The remembrance wall project and how Harford County was the first county government in the U.S. to contribute funds to it, was also touched on by Glassman to the chamber. As the 2019 president of the Maryland Association of Counties, he has been encouraging leaders of other jurisdictions to do the same and “make sure every one of the fallen from the Korean conflict is listed on that wall.”

He also discussed funding for Harford County Public Schools after Superintendent Sean Bulson’s presentation of his budget for fiscal 2020 that requires cutting 179 administrative and instructional positions to balance.

Local parents, teachers and students urged Glassman and his top aides, during a Jan. 24 community meeting on next year’s county budget, to make education funding a priority and help the school system avoid having to make such cuts.

Glassman said during his speech to the Chamber of Commerce that his administration will work with Bulson and the Board of Education as the HCPS and county budgets are developed in the coming months. He noted the county administration had to make difficult funding choices when he took office in 2014, and said “if you go through that process of efficiency, right-sizing, you can come out on the other side in better shape.”

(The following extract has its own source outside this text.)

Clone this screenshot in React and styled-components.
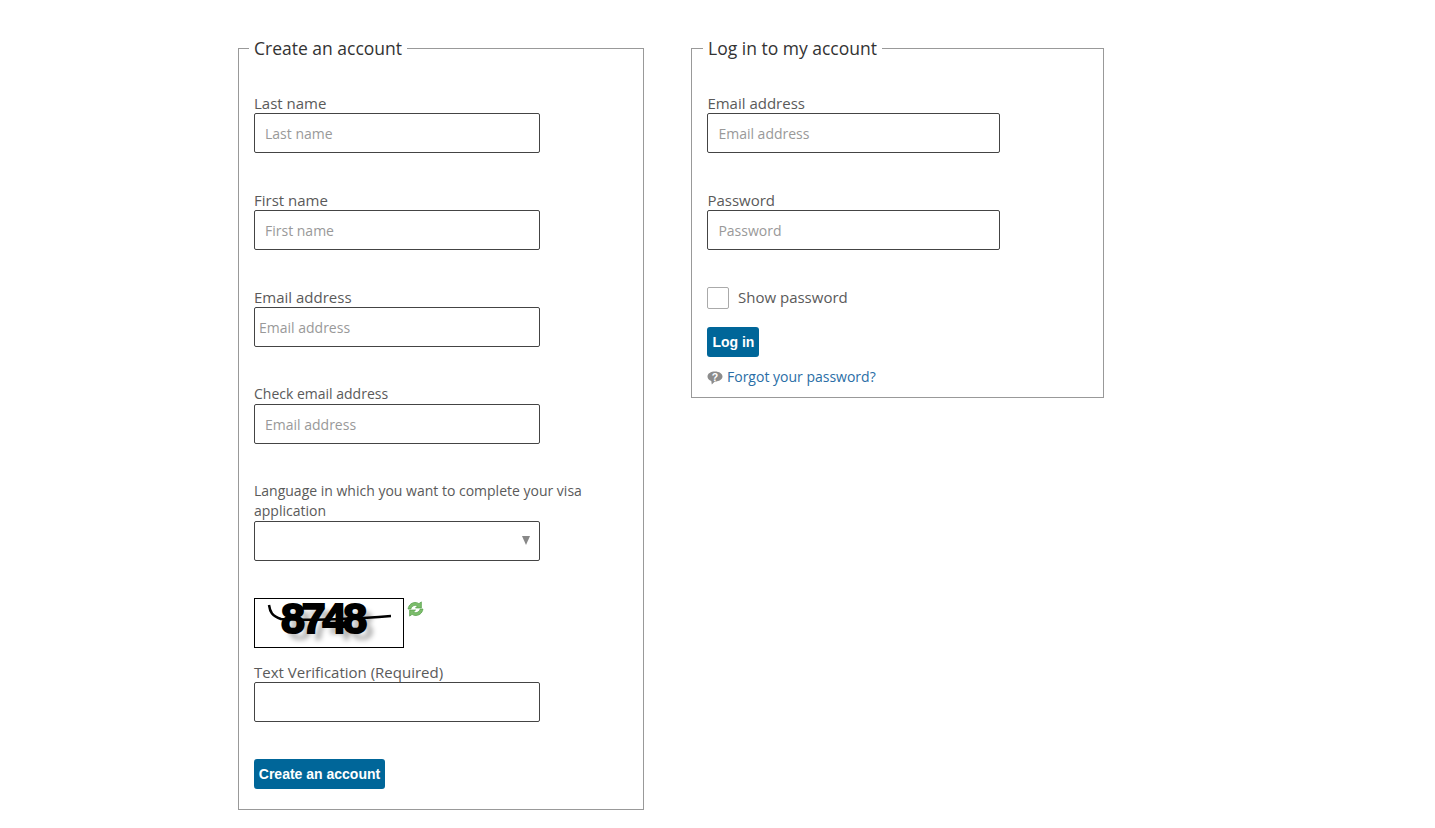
import React from "react";
import styled, { createGlobalStyle } from "styled-components";

const GlobalStyle = createGlobalStyle`
    html, body {
        margin: 0;
        padding: 0;
        background: #fff;
    }
    body {
        font-family: "Open Sans", "Liberation Sans", sans-serif;
        color: #555;
    }
`;

const Page = styled.div`
    display: flex;
    align-items: flex-start;
    gap: 47px;
    padding: 36px 0 18px 238px;
`;

const Panel = styled.fieldset`
    box-sizing: border-box;
    width: ${(p) => p.$width}px;
    margin: 0;
    padding: 33px 15px ${(p) => p.$bottom}px ${(p) => p.$left}px;
    border: 1px solid #999;
    min-inline-size: 0;
`;

const Legend = styled.legend`
    margin-left: ${(p) => p.$offset}px;
    padding: 0 5px;
    font-size: 17.5px;
    line-height: 24px;
    color: #333;
`;

const Field = styled.div`
    margin-bottom: 37px;
`;

const Label = styled.label`
    display: block;
    font-size: ${(p) => (p.$small ? 14 : 15)}px;
    line-height: 20px;
    color: #5a5a5a;
`;

const Input = styled.input`
    display: block;
    box-sizing: border-box;
    width: ${(p) => p.$width || 286}px;
    height: 40px;
    margin: 0;
    padding: 0 ${(p) => (p.$narrow ? 4 : 10)}px;
    border: 1px solid #444;
    border-radius: 2px;
    background: #fff;
    font-family: inherit;
    font-size: 14px;
    color: #333;
    outline: none;

    &::placeholder {
        color: #999;
        opacity: 1;
    }
`;

const SelectWrap = styled.div`
    position: relative;
    width: 286px;
`;

const Select = styled.select`
    display: block;
    box-sizing: border-box;
    width: 100%;
    height: 40px;
    margin: 0;
    border: 1px solid #444;
    border-radius: 2px;
    background: #fff;
    appearance: none;
    outline: none;
`;

const SelectArrow = styled.span`
    position: absolute;
    top: 15px;
    right: 10px;
    width: 0;
    height: 0;
    border-left: 4px solid transparent;
    border-right: 4px solid transparent;
    border-top: 9px solid #888;
    pointer-events: none;
`;

const CaptchaRow = styled.div`
    display: flex;
    align-items: flex-start;
    gap: 3px;
    margin-bottom: 14px;
`;

const CaptchaImage = styled.div`
    position: relative;
    box-sizing: border-box;
    width: 150px;
    height: 50px;
    border: 1px solid #000;
    background: #fff;
`;

const CaptchaText = styled.span`
    display: block;
    padding-left: 26px;
    font-family: "Liberation Sans", Arial, sans-serif;
    font-size: 43px;
    font-weight: 700;
    line-height: 38px;
    letter-spacing: -3.2px;
    color: #000;
    -webkit-text-stroke: 2px #000;
    text-shadow: 7px 7px 5px #b4b4b4;
`;

const CaptchaLine = styled.svg`
    position: absolute;
    top: 0;
    left: 0;
`;

const RefreshSvg = styled.svg`
    flex: none;
    margin-top: 3px;
`;

const Button = styled.button`
    display: block;
    box-sizing: border-box;
    width: ${(p) => p.$width}px;
    height: 30px;
    margin: 0;
    padding: 0;
    border: 0;
    border-radius: 3px;
    background: #006699;
    color: #fff;
    font-family: "Liberation Sans", Arial, sans-serif;
    font-size: 14px;
    font-weight: 700;
`;

const CheckRow = styled.div`
    display: flex;
    align-items: center;
    gap: 8.6px;
    margin-bottom: 18px;

    span {
        position: relative;
        top: -1px;
    }
`;

const CheckBox = styled.input`
    box-sizing: border-box;
    width: 22px;
    height: 22px;
    margin: 0;
    border: 1px solid #aaa;
    border-radius: 2px;
    background: #fff;
    appearance: none;
`;

const ForgotRow = styled.div`
    display: flex;
    align-items: center;
    gap: 3.6px;
    margin-top: 10px;
    font-size: 14px;
    line-height: 20px;
`;

const HelpSvg = styled.svg`
    flex: none;
    margin-top: 1px;
`;

const ForgotLink = styled.a`
    color: #2a6ea6;
    text-decoration: none;
`;

function RefreshIcon() {
    const arrow = "M1 7.500C1.500 3.500 5 .8 9 1.500c1 .2 1.600.6 2.200 1L13.500 .8v5.700H8l1.800-1.800C8 3.500 5 3.800 3.500 7.500z";
    return (
        <RefreshSvg width="17" height="16" viewBox="0 0 16 15">
            <path d={arrow} fill="#7cbd6b" stroke="#559f49" strokeWidth="0.7" />
            <path d={arrow} transform="rotate(180 7.500 7.500) translate(-1 0)" fill="#7cbd6b" stroke="#559f49" strokeWidth="0.7" />
        </RefreshSvg>
    );
}

function HelpIcon() {
    return (
        <HelpSvg width="16" height="14" viewBox="0 0 16 14">
            <path
                d="M8 0.5C3.800 0.5 0.5 2.500 0.5 5.500c0 2 1.500 3.600 3.800 4.400L4.800 13.500l3-3h0.200c4.200 0 7.500-2.200 7.500-5S12.200 0.500 8 0.500z"
                fill="#8c8c8c"
            />
            <text x="8" y="9.500" textAnchor="middle" fontSize="10.500" fontWeight="700" fontFamily="Liberation Sans" fill="#fff">
                ?
            </text>
        </HelpSvg>
    );
}

function App() {
    return (
        <>
            <GlobalStyle />
            <Page>
                <Panel $width={406} $bottom={20} $left={15}>
                    <Legend $offset={-5}>Create an account</Legend>
                    <Field>
                        <Label>Last name</Label>
                        <Input placeholder="Last name" />
                    </Field>
                    <Field>
                        <Label>First name</Label>
                        <Input placeholder="First name" />
                    </Field>
                    <Field>
                        <Label>Email address</Label>
                        <Input placeholder="Email address" $narrow />
                    </Field>
                    <Field>
                        <Label $small>Check email address</Label>
                        <Input placeholder="Email address" />
                    </Field>
                    <Field>
                        <Label $small>Language in which you want to complete your visa application</Label>
                        <SelectWrap>
                            <Select />
                            <SelectArrow />
                        </SelectWrap>
                    </Field>
                    <CaptchaRow>
                        <CaptchaImage>
                            <CaptchaText>8748</CaptchaText>
                            <CaptchaLine width="148" height="48" viewBox="0 0 148 48">
                                <path
                                    d="M14 6c1 7 3 11 12 14 30 2 70 0 110-3"
                                    fill="none"
                                    stroke="#000"
                                    strokeWidth="2.500"
                                />
                            </CaptchaLine>
                        </CaptchaImage>
                        <RefreshIcon />
                    </CaptchaRow>
                    <Field>
                        <Label>Text Verification (Required)</Label>
                        <Input />
                    </Field>
                    <Button $width={131}>Create an account</Button>
                </Panel>
                <Panel $width={413} $bottom={10} $left={15.4}>
                    <Legend $offset={-4.4}>Log in to my account</Legend>
                    <Field>
                        <Label>Email address</Label>
                        <Input placeholder="Email address" $width={293} />
                    </Field>
                    <Field>
                        <Label>Password</Label>
                        <Input placeholder="Password" $width={293} />
                    </Field>
                    <CheckRow>
                        <CheckBox type="checkbox" />
                        <Label as="span">Show password</Label>
                    </CheckRow>
                    <Button $width={52}>Log in</Button>
                    <ForgotRow>
                        <HelpIcon />
                        <ForgotLink href="#">Forgot your password?</ForgotLink>
                    </ForgotRow>
                </Panel>
            </Page>
        </>
    );
}

export default App;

“I’m hopeful that this year, when we get to the budget, we will be able to work with [the schools] and make sure they have a great future as well in the county,” Glassman said.

Honored guests

The administration typically invites guests to be recognized during the speech, and Korean War veterans will be among this year’s guests.

Mumby said in her email that “we are honored to have local veterans of the Korean War as our guests to highlight their nationwide campaign to build a Wall of Remembrance at the Korean War Veterans Memorial on the National Mall in Washington, D.C.”

The county made a $12,300 contribution last November to support the remembrance wall project, making it the first county in the U.S. to do so, according to a news release. The nonprofit Korean War Veterans Memorial Foundation Inc. is leading the nationwide drive to raise funds for the project. It was authorized by Congress to honor the 36,574 Americans who died during the 1950-1953 Korean War, as well as those wounded, taken prisoner or listed as Missing in Action, according to the memorial foundation’s website.

President Barack Obama signed in October 2016 the legislation. The remembrance wall, on which the names of all who died will be etched, will be built at the Korean War Veterans Memorial on the National Mall.

Army veteran Bob Banker of Fallston, who was a switchboard operator with an artillery battery unit during the war, said Wednesday that he will be present for the State of the County speech, along with fellow Korean War veteran Sam Fielder.

Fielder, a Jarrettsville resident, served in the Marine Corps and was also part of an artillery unit. The county executive and County Council named him an honorary poet laureate for Harford County in 2017, as Fielder has written many poems about the Korean War and patriotism.

“I love the recognition [for Korean War veterans],” Banker, 87, said. “It’s long overdue — we were the quiet war, if you will.”

The Korean conflict, which Banker said was “sort of scrunched in between” World War II in the 1940s and the Vietnam War in the 1960s, has often been described as the “forgotten war.” The Korean peninsula had been divided after World War II at the 38th parallel.

Tensions have remained high on the peninsula, more than 65 years after the conflict ended, with North Korea issuing regular threats against the U.S. and its allies in the region. President Donald Trump held a summit with North Korean leader Kim Jong Un last June, a meeting Banker said would have been unimaginable a year before.

Banker was among 24 Korean Veterans from around the world who visited South Korea in late September and early October. He and his fellow veterans were guests of the South Korean government.

He recalled being in a government building for an event at which President Moon Jae-in spoke, and seeing a wall about 20-feet high inscribed with the names of service members from the U.S. and its allies who died during the Korean War.

“The simple recognition of that [sacrifice], it’s just an honor, it’s just an honor,” said Banker, who noted that “the real, real heroes gave their lives.”